• **Supplied information**
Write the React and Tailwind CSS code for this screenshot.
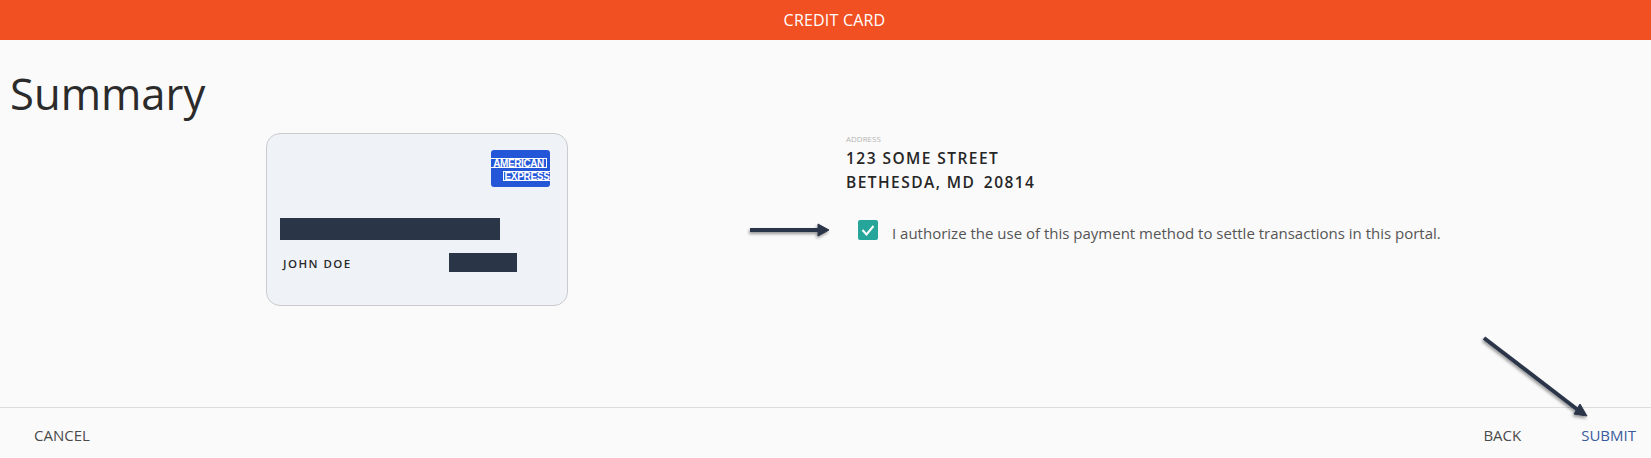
const openSans = { fontFamily: '"Open Sans", sans-serif' };

function AmexLogo() {
  return (
    <div className="w-[59px] h-[37px] rounded-[3px] bg-[#2456d8] flex flex-col items-end pt-[8px] gap-[3px] overflow-hidden font-['Liberation_Sans',sans-serif] text-[10px] font-bold text-white">
      <span className="w-[56px] mr-[3px] h-[10px] leading-[9px] border-y border-r border-white text-center tracking-[-0.4px] whitespace-nowrap">
        AMERICAN
      </span>
      <span className="w-[47px] h-[10px] leading-[9px] border-y border-l border-white text-center tracking-[-0.3px] whitespace-nowrap">
        EXPRESS
      </span>
    </div>
  );
}

function CreditCard() {
  return (
    <div className="w-[302px] h-[173px] ml-[266px] rounded-[14px] border border-[#cbcbce] bg-[#eff2f7] pt-[16px] pl-[13px] pr-[17px]">
      <div className="flex justify-end">
        <AmexLogo />
      </div>
      <div className="mt-[31px] h-[22px] w-[220px] bg-[#2b3548]" />
      <div className="mt-[12px] flex items-center">
        <span className="ml-[3px] pt-[3px] w-[166px] text-[11.5px] font-semibold tracking-[1.45px] text-[#2a2a2a]">JOHN DOE</span>
        <div className="h-[19px] w-[68px] bg-[#2b3548]" />
      </div>
    </div>
  );
}

export default function App() {
  return (
    <div style={openSans} className="relative w-[1651px] h-[458px] overflow-hidden bg-[#fafafa] flex flex-col">
      <header className="h-[40px] shrink-0 bg-[#f15022] flex items-center justify-center pl-[18px] text-white text-[16px] font-medium tracking-[0.2px]">
        CREDIT CARD
      </header>

      <h1 className="pl-[10px] pt-[23px] h-[93px] text-[43.6px] leading-[60px] font-normal text-[#2b2b2b]">Summary</h1>

      <main className="flex-1 flex">
        <CreditCard />
        <section className="ml-[278px]">
          <div className="pt-[1px] text-[8px] leading-[10px] text-[#b5b5b5]">ADDRESS</div>
          <div className="mt-[2px] text-[15.5px] leading-[24px] font-semibold tracking-[1.45px] text-[#262626] whitespace-pre">
            <div>123 SOME STREET</div>
            <div>BETHESDA, MD <span className="ml-[3px]">20814</span></div>
          </div>
          <div className="mt-[26px] ml-[12px] flex items-start gap-[14px]">
            <div className="w-[20px] h-[20px] rounded-[2px] bg-[#26a69a] flex items-center justify-center">
              <svg width="14" height="12" viewBox="0 0 14 12" fill="none" stroke="white" strokeWidth="2">
                <path d="M1.5 6 L5.5 10.5 L12.5 2" />
              </svg>
            </div>
            <span className="pt-[2px] text-[15px] leading-[22px] text-[#555555]">I authorize the use of this payment method to settle transactions in this portal.</span>
          </div>
        </section>
      </main>

      <footer className="h-[51px] shrink-0 border-t border-[#dcdcdc] flex items-center justify-between pt-[5px] pl-[34px] pr-[15px] text-[15px] text-[#4a4a4a]">
        <span>CANCEL</span>
        <div className="flex items-center gap-[60px]">
          <span>BACK</span>
          <span className="text-[#3b5a9d]">SUBMIT</span>
        </div>
      </footer>

      {/* annotation arrows over the page */}
      <svg className="absolute left-0 top-0 pointer-events-none" width="1651" height="458" viewBox="0 0 1651 458">
        <defs>
          <filter id="arrowShadow" x="-20%" y="-50%" width="140%" height="200%">
            <feDropShadow dx="-1" dy="2" stdDeviation="1.5" floodColor="#000" floodOpacity="0.4" />
          </filter>
        </defs>
        <g filter="url(#arrowShadow)" fill="#2b3548" stroke="#2b3548">
          <path d="M750 230 L820 230" strokeWidth="4" fill="none" />
          <path d="M818 224 L829 230 L818 236 Z" strokeWidth="1" />
          <path d="M1484 338 L1578 410" strokeWidth="4" fill="none" />
          <path d="M1580 404 L1587 416 L1574 414 Z" strokeWidth="1" />
        </g>
      </svg>
    </div>
  );
}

• **Work to complete**
Without the pictures, retype the whole of the material above exactly.

• **Answer for this exercise**
Write the React and Tailwind CSS code for this screenshot.
const openSans = { fontFamily: '"Open Sans", sans-serif' };

function AmexLogo() {
  return (
    <div className="w-[59px] h-[37px] rounded-[3px] bg-[#2456d8] flex flex-col items-end pt-[8px] gap-[3px] overflow-hidden font-['Liberation_Sans',sans-serif] text-[10px] font-bold text-white">
      <span className="w-[56px] mr-[3px] h-[10px] leading-[9px] border-y border-r border-white text-center tracking-[-0.4px] whitespace-nowrap">
        AMERICAN
      </span>
      <span className="w-[47px] h-[10px] leading-[9px] border-y border-l border-white text-center tracking-[-0.3px] whitespace-nowrap">
        EXPRESS
      </span>
    </div>
  );
}

function CreditCard() {
  return (
    <div className="w-[302px] h-[173px] ml-[266px] rounded-[14px] border border-[#cbcbce] bg-[#eff2f7] pt-[16px] pl-[13px] pr-[17px]">
      <div className="flex justify-end">
        <AmexLogo />
      </div>
      <div className="mt-[31px] h-[22px] w-[220px] bg-[#2b3548]" />
      <div className="mt-[12px] flex items-center">
        <span className="ml-[3px] pt-[3px] w-[166px] text-[11.5px] font-semibold tracking-[1.45px] text-[#2a2a2a]">JOHN DOE</span>
        <div className="h-[19px] w-[68px] bg-[#2b3548]" />
      </div>
    </div>
  );
}

export default function App() {
  return (
    <div style={openSans} className="relative w-[1651px] h-[458px] overflow-hidden bg-[#fafafa] flex flex-col">
      <header className="h-[40px] shrink-0 bg-[#f15022] flex items-center justify-center pl-[18px] text-white text-[16px] font-medium tracking-[0.2px]">
        CREDIT CARD
      </header>

      <h1 className="pl-[10px] pt-[23px] h-[93px] text-[43.6px] leading-[60px] font-normal text-[#2b2b2b]">Summary</h1>

      <main className="flex-1 flex">
        <CreditCard />
        <section className="ml-[278px]">
          <div className="pt-[1px] text-[8px] leading-[10px] text-[#b5b5b5]">ADDRESS</div>
          <div className="mt-[2px] text-[15.5px] leading-[24px] font-semibold tracking-[1.45px] text-[#262626] whitespace-pre">
            <div>123 SOME STREET</div>
            <div>BETHESDA, MD <span className="ml-[3px]">20814</span></div>
          </div>
          <div className="mt-[26px] ml-[12px] flex items-start gap-[14px]">
            <div className="w-[20px] h-[20px] rounded-[2px] bg-[#26a69a] flex items-center justify-center">
              <svg width="14" height="12" viewBox="0 0 14 12" fill="none" stroke="white" strokeWidth="2">
                <path d="M1.5 6 L5.5 10.5 L12.5 2" />
              </svg>
            </div>
            <span className="pt-[2px] text-[15px] leading-[22px] text-[#555555]">I authorize the use of this payment method to settle transactions in this portal.</span>
          </div>
        </section>
      </main>

      <footer className="h-[51px] shrink-0 border-t border-[#dcdcdc] flex items-center justify-between pt-[5px] pl-[34px] pr-[15px] text-[15px] text-[#4a4a4a]">
        <span>CANCEL</span>
        <div className="flex items-center gap-[60px]">
          <span>BACK</span>
          <span className="text-[#3b5a9d]">SUBMIT</span>
        </div>
      </footer>

      {/* annotation arrows over the page */}
      <svg className="absolute left-0 top-0 pointer-events-none" width="1651" height="458" viewBox="0 0 1651 458">
        <defs>
          <filter id="arrowShadow" x="-20%" y="-50%" width="140%" height="200%">
            <feDropShadow dx="-1" dy="2" stdDeviation="1.5" floodColor="#000" floodOpacity="0.4" />
          </filter>
        </defs>
        <g filter="url(#arrowShadow)" fill="#2b3548" stroke="#2b3548">
          <path d="M750 230 L820 230" strokeWidth="4" fill="none" />
          <path d="M818 224 L829 230 L818 236 Z" strokeWidth="1" />
          <path d="M1484 338 L1578 410" strokeWidth="4" fill="none" />
          <path d="M1580 404 L1587 416 L1574 414 Z" strokeWidth="1" />
        </g>
      </svg>
    </div>
  );
}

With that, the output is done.